Бабель в те дни говорил: «Теперь человек разговаривает откровенно только с женой — ночью, покрыв голову одеялом». Однако он умирал от любопытства и хотя, следуя собственному рецепту, должен был бы разговаривать откровенно только с женой, ночью, покрыв голову одеялом, разговаривал откровенно не только с женой и не только ночью — в противном случае до нас бы не дошли эти его слова, а днем совершал поступки, в сущности, те же слова, которые, очень может быть, и стоили ему жизни. Во всяком случае, поздний его арест, арест в одиночку, а не в общем потоке представляется загадочным. Были слухи, что он позволил себе даже шутку в адрес Хозяина; говорили и другое: что у Буденного, который смертельно был оскорблен «Конармией», оказалась длинная рука. Однако на последнее можно бы возразить, что и у Ворошилова была рука не короче, а, по словам Юрия Анненкова, которые тот слышал от самого Бабеля в Париже, Ворошилов в споре своего коллеги-конника с писателем взял сторону писателя.

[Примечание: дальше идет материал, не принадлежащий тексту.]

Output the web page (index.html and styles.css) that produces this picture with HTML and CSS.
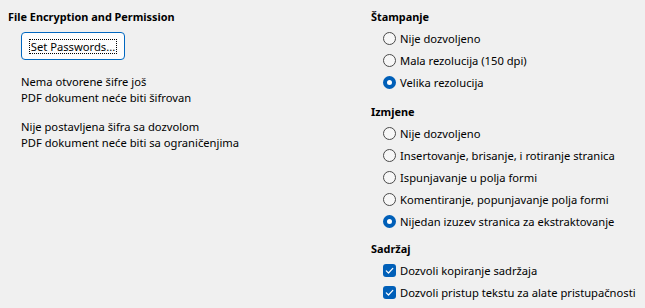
FILE: index.html
```html
<!DOCTYPE html>
<html lang="sr">
<head>
<meta charset="utf-8">
<title>File Encryption and Permission</title>
<link rel="stylesheet" href="styles.css">
</head>
<body>
<div class="dialog">
  <section class="left">
    <h2 class="heading">File Encryption and Permission</h2>
    <button class="btn" type="button"><span class="focus">Set Passwords...</span></button>
    <p class="info first">Nema otvorene šifre još<br>PDF dokument neće biti šifrovan</p>
    <p class="info second">Nije postavljena šifra sa dozvolom<br>PDF dokument neće biti sa ograničenjima</p>
  </section>
  <section class="right">
    <div class="group g1">
      <h2 class="heading">Štampanje</h2>
      <div class="opt"><span class="radio"></span><span>Nije dozvoljeno</span></div>
      <div class="opt"><span class="radio"></span><span>Mala rezolucija (150 dpi)</span></div>
      <div class="opt"><span class="radio on"></span><span>Velika rezolucija</span></div>
    </div>
    <div class="group g2">
      <h2 class="heading">Izmjene</h2>
      <div class="opt"><span class="radio"></span><span>Nije dozvoljeno</span></div>
      <div class="opt"><span class="radio"></span><span>Insertovanje, brisanje, i rotiranje stranica</span></div>
      <div class="opt"><span class="radio"></span><span>Ispunjavanje u polja formi</span></div>
      <div class="opt"><span class="radio"></span><span>Komentiranje, popunjavanje polja formi</span></div>
      <div class="opt"><span class="radio on"></span><span>Nijedan izuzev stranica za ekstraktovanje</span></div>
    </div>
    <div class="group g3">
      <h2 class="heading">Sadržaj</h2>
      <div class="opt"><span class="check"><svg viewBox="0 0 13 13" width="13" height="13"><path d="M3.3 6.8 L5.5 9 L9.8 4.4" fill="none" stroke="#fff" stroke-width="1.2" stroke-linecap="round" stroke-linejoin="round"/></svg></span><span>Dozvoli kopiranje sadržaja</span></div>
      <div class="opt"><span class="check"><svg viewBox="0 0 13 13" width="13" height="13"><path d="M3.3 6.8 L5.5 9 L9.8 4.4" fill="none" stroke="#fff" stroke-width="1.2" stroke-linecap="round" stroke-linejoin="round"/></svg></span><span>Dozvoli pristup tekstu za alate pristupačnosti</span></div>
    </div>
  </section>
</div>
</body>
</html>
```

FILE: styles.css
```css
html, body {
  margin: 0;
  padding: 0;
  background: #f0f0f0;
}
body {
  font-family: "Noto Sans", "Open Sans", sans-serif;
  font-size: 11.2px;
  color: #000;
}
.dialog {
  display: flex;
  padding: 8px 0 0 8px;
}
.left {
  width: 363px;
  display: flex;
  flex-direction: column;
  align-items: flex-start;
}
.right {
  flex: 1;
}
.heading {
  margin: 0 0 1px 0;
  font-size: 10.9px;
  font-weight: bold;
  line-height: 18px;
}
.btn {
  margin: 5px 0 0 13px;
  width: 104px;
  height: 28px;
  box-sizing: border-box;
  border: 1px solid #0067c0;
  border-radius: 4px;
  background: #fdfdfd;
  font: inherit;
  color: #000;
  padding: 0;
  display: flex;
  align-items: center;
  justify-content: center;
}
.focus {
  border: 1px dotted #000;
  line-height: 13px;
  padding: 0 1px;
}
.info {
  margin: 0 0 0 13px;
  line-height: 16px;
}
.info.first { margin-top: 14px; }
.info.second { margin-top: 13px; }
.g2 { margin-top: 10px; }
.g3 { margin-top: 8px; }
.opt {
  display: flex;
  align-items: center;
  height: 22px;
  padding-left: 12px;
  gap: 4px;
  white-space: nowrap;
}
.radio {
  width: 13px;
  height: 13px;
  box-sizing: border-box;
  border: 1px solid #4a4a4a;
  border-radius: 50%;
  background: #f7f7f7;
  flex: none;
}
.radio.on {
  border: 4px solid #005fb8;
  background: #fff;
}
.check {
  width: 13px;
  height: 13px;
  border-radius: 3px;
  background: #005fb8;
  flex: none;
  display: flex;
}
.check svg { display: block; }
```
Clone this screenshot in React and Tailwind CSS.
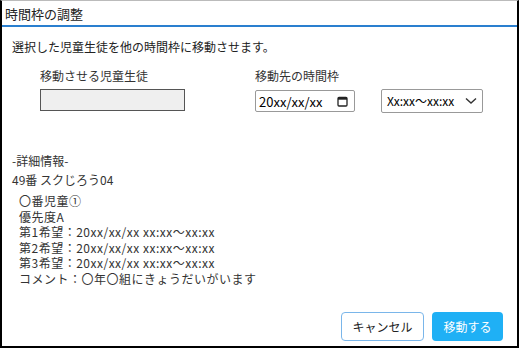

Реабилитирован Бабель был на следующий год после смерти лучшего друга советских писателей и поэтов — для реабилитации других литераторов советскому правосудию понадобилось много больше времени, и уже в 1957 году вышла книга «И. Бабель. Избранное» с предисловием Ильи Эренбурга. В этом предисловии Эренбург говорит, что дважды в своей жизни он волновался, как заочно влюбленный, встретивший наконец предмет своей любви, — так было с Бабелем, а десять лет спустя с Хемингуэем. Напомним, что оба, и первый, и второй, были моложе Эренбурга, а подобные признания последний делал только в отношении тех, независимо от ранга гения, кто был много старше его, — Томас Манн, Генрих Манн, Горький, Бунин, Джойс.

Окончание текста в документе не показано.